Matrix Multiplication

agicy2026/6/6大约 1 分钟

Matrix Multiplication

原始题目：LeetGPU - Matrix Multiplication

题目描述

编写一个 GPU 程序，将两个 32 位浮点数矩阵相乘。给定矩阵 $A$ （ $M \times N$ ）和矩阵 $B$ （ $N \times K$ ），计算乘积矩阵 $C = A \times B$ （维度为 $M \times K$ ）。

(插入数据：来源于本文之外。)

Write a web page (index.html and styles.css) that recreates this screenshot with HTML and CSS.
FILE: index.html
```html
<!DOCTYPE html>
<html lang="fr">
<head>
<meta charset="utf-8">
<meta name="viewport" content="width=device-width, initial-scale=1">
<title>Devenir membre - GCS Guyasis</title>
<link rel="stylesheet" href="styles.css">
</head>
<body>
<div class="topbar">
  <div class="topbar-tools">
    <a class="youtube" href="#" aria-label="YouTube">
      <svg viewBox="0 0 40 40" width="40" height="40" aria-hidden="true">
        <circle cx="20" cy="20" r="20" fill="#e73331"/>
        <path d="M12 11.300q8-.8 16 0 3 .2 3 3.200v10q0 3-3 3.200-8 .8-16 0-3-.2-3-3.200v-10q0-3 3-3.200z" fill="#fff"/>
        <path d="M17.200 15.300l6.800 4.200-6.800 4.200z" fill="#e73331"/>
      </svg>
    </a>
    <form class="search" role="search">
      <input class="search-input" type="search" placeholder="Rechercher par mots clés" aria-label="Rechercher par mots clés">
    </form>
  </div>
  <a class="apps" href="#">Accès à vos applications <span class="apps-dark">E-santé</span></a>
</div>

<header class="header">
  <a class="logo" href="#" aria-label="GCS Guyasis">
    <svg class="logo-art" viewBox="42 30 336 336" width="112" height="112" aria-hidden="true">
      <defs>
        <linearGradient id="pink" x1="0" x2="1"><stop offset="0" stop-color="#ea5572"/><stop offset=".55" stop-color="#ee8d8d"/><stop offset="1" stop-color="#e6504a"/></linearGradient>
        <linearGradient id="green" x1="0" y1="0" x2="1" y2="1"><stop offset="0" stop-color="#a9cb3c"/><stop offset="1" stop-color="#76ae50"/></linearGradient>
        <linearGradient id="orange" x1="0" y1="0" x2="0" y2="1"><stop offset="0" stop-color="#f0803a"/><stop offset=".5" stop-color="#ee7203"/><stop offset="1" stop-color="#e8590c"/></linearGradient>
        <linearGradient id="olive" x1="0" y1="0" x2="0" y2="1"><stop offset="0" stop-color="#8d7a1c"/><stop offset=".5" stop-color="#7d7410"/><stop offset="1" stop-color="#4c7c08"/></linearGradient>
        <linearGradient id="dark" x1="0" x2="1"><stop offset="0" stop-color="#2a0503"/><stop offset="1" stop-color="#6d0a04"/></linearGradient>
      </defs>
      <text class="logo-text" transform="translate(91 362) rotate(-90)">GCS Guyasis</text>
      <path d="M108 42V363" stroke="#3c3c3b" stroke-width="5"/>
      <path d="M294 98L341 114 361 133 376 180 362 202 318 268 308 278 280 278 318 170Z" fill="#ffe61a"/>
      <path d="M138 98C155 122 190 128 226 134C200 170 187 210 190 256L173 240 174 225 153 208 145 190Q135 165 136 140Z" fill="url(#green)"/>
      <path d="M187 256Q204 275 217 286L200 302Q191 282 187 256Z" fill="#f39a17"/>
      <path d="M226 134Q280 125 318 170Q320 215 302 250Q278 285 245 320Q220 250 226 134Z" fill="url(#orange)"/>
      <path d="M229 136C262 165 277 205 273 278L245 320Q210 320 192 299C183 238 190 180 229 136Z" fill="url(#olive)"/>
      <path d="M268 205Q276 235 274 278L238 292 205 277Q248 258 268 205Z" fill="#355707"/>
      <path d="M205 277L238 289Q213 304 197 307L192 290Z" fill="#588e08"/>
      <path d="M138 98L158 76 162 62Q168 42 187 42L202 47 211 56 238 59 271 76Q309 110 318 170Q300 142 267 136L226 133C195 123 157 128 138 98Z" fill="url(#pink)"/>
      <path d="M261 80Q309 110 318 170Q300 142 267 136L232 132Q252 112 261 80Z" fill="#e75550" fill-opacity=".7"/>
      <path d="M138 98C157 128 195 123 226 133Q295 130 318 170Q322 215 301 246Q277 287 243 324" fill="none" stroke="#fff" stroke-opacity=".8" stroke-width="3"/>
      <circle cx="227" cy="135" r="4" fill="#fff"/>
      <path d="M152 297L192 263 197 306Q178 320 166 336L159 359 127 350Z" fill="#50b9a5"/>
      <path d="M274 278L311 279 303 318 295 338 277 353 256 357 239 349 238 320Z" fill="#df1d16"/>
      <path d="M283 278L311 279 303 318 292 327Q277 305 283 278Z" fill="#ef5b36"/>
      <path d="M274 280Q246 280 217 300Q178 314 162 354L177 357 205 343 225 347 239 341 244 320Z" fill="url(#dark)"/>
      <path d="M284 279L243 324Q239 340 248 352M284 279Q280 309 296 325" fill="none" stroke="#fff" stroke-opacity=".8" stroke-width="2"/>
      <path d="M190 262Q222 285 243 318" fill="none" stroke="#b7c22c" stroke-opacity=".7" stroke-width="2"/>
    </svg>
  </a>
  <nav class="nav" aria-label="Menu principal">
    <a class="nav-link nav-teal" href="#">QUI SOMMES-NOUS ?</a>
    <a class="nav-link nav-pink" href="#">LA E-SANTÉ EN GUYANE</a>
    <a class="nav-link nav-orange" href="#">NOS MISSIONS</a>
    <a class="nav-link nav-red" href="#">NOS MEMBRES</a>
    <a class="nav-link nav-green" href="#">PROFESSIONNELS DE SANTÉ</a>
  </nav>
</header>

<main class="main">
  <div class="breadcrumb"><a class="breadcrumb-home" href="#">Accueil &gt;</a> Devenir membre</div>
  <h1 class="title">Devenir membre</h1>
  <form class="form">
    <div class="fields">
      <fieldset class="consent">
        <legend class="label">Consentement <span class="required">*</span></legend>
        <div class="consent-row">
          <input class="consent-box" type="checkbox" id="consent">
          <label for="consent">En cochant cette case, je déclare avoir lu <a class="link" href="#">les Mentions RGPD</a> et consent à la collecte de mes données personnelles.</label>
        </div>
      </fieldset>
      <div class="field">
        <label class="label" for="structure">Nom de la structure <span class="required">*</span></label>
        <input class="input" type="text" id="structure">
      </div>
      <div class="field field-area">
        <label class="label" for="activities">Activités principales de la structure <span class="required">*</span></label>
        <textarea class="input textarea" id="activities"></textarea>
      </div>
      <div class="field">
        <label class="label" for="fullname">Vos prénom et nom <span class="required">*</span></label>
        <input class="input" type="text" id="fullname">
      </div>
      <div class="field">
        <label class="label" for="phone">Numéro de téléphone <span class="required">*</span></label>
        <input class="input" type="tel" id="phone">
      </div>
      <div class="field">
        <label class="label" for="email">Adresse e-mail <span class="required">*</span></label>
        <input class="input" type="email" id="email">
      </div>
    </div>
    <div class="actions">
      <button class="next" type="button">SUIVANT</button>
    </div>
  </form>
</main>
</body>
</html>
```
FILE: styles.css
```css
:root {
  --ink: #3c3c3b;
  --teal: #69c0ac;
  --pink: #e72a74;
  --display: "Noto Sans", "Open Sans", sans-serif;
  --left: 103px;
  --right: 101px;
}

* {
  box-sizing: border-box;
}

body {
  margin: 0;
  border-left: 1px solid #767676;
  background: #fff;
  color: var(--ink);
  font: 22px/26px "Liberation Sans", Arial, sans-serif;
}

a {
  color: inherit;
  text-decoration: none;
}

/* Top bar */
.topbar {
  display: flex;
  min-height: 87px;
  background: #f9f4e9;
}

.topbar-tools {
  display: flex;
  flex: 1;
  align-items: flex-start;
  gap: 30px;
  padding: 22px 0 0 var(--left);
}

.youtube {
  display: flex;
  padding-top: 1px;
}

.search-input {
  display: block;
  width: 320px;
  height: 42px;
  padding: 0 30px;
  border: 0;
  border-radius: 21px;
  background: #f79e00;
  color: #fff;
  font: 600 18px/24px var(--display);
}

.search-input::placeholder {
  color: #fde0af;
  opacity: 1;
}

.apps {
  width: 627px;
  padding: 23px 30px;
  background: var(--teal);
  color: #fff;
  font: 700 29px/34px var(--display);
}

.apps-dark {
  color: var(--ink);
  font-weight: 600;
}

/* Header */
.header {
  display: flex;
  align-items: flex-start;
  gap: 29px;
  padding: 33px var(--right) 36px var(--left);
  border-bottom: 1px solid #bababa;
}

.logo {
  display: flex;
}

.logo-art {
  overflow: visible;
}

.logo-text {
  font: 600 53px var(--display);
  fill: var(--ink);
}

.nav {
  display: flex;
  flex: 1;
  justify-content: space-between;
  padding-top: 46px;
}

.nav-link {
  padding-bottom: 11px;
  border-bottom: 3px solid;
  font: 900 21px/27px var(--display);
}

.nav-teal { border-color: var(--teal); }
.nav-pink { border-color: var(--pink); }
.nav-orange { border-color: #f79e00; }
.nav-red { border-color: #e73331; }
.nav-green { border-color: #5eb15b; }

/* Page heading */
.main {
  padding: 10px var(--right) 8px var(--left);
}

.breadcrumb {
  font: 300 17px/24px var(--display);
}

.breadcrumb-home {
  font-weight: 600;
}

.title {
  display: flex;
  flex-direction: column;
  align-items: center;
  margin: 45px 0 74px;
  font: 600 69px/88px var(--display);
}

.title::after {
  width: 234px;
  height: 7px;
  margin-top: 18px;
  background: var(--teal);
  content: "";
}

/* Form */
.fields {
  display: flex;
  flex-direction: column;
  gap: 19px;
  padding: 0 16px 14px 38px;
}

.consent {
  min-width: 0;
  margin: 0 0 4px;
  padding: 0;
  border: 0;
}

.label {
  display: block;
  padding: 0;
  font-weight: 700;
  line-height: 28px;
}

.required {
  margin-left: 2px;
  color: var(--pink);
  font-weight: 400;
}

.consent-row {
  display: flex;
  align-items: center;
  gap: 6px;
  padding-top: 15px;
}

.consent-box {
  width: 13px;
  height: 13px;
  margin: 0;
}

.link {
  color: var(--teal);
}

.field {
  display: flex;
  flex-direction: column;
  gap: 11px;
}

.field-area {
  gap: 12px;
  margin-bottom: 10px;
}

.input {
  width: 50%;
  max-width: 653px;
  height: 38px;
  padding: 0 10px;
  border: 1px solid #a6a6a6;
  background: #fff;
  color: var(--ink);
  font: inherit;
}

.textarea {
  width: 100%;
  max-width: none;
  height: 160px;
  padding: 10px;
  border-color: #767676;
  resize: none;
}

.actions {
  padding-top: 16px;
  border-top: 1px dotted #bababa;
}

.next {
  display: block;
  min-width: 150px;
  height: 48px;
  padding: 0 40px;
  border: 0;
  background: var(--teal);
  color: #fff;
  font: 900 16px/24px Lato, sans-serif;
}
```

所有矩阵均以行优先（row-major）格式存储。

实现要求

不允许使用外部库。
solve 函数签名必须保持不变。
最终结果必须存储在矩阵 $C$ 中。

示例

示例 1

Input:  Matrix A (2×2): [[1.0, 2.0], [3.0, 4.0]]
        Matrix B (2×2): [[5.0, 6.0], [7.0, 8.0]]
Output: Matrix C (2×2): [[19.0, 22.0], [43.0, 50.0]]

示例 2

Input:  Matrix A (1×3): [[1.0, 2.0, 3.0]]
        Matrix B (3×1): [[4.0], [5.0], [6.0]]
Output: Matrix C (1×1): [[32.0]]

约束条件

$1 \le M, N, K \le 8{,}192$ 。
所有元素均为 32 位浮点数。
性能测试在 $M = 8{,}192,\ N = 6{,}144,\ K = 4{,}096$ 的规模下进行。

解题思路

矩阵乘法是 GPU 编程的"Hello World"进阶版。朴素实现中每个线程计算一个输出元素，但全局内存的重复访问会导致严重的带宽浪费。核心优化手段是共享内存分块（Tiling）：将矩阵划分为子块加载到共享内存中，大幅减少全局内存访问。

代码实现

CUDA

#include <cuda_runtime.h>

// 朴素实现：每个线程计算 C 的一个元素
__global__ void matmul_naive(const float* A, const float* B, float* C, int M, int N, int K) {
    int row = blockIdx.y * blockDim.y + threadIdx.y;
    int col = blockIdx.x * blockDim.x + threadIdx.x;
    if (row < M && col < K) {
        float sum = 0.0f;
        for (int i = 0; i < N; i++) {
            sum += A[row * N + i] * B[i * K + col];
        }
        C[row * K + col] = sum;
    }
}

extern "C" void solve(const float* A, const float* B, float* C, int M, int N, int K) {
    dim3 threads(16, 16);
    dim3 blocks((K + 15) / 16, (M + 15) / 16);
    matmul_naive<<<blocks, threads>>>(A, B, C, M, N, K);
    cudaDeviceSynchronize();
}

Triton

import triton
import triton.language as tl

@triton.jit
def matmul_kernel(A_ptr, B_ptr, C_ptr,
                  M: tl.constexpr, N: tl.constexpr, K: tl.constexpr,
                  BLOCK_M: tl.constexpr, BLOCK_N: tl.constexpr, BLOCK_K: tl.constexpr):
    pid_m = tl.program_id(0)
    pid_n = tl.program_id(1)
    rm = pid_m * BLOCK_M + tl.arange(0, BLOCK_M)
    rn = pid_n * BLOCK_N + tl.arange(0, BLOCK_N)
    rk = tl.arange(0, BLOCK_K)
    A = A_ptr + rm[:, None] * N + rk[None, :]
    B = B_ptr + rk[:, None] * K + rn[None, :]
    acc = tl.zeros((BLOCK_M, BLOCK_N), tl.float32)
    for k in range(0, N, BLOCK_K):
        a = tl.load(A, mask=rm[:, None] < M and rk[None, :] < N - k)
        b = tl.load(B, mask=rk[:, None] < N - k and rn[None, :] < K)
        acc += tl.dot(a, b)
        A += BLOCK_K; B += BLOCK_K * K
    tl.store(C_ptr + rm[:, None] * K + rn[None, :], acc, mask=rm[:, None] < M and rn[None, :] < K)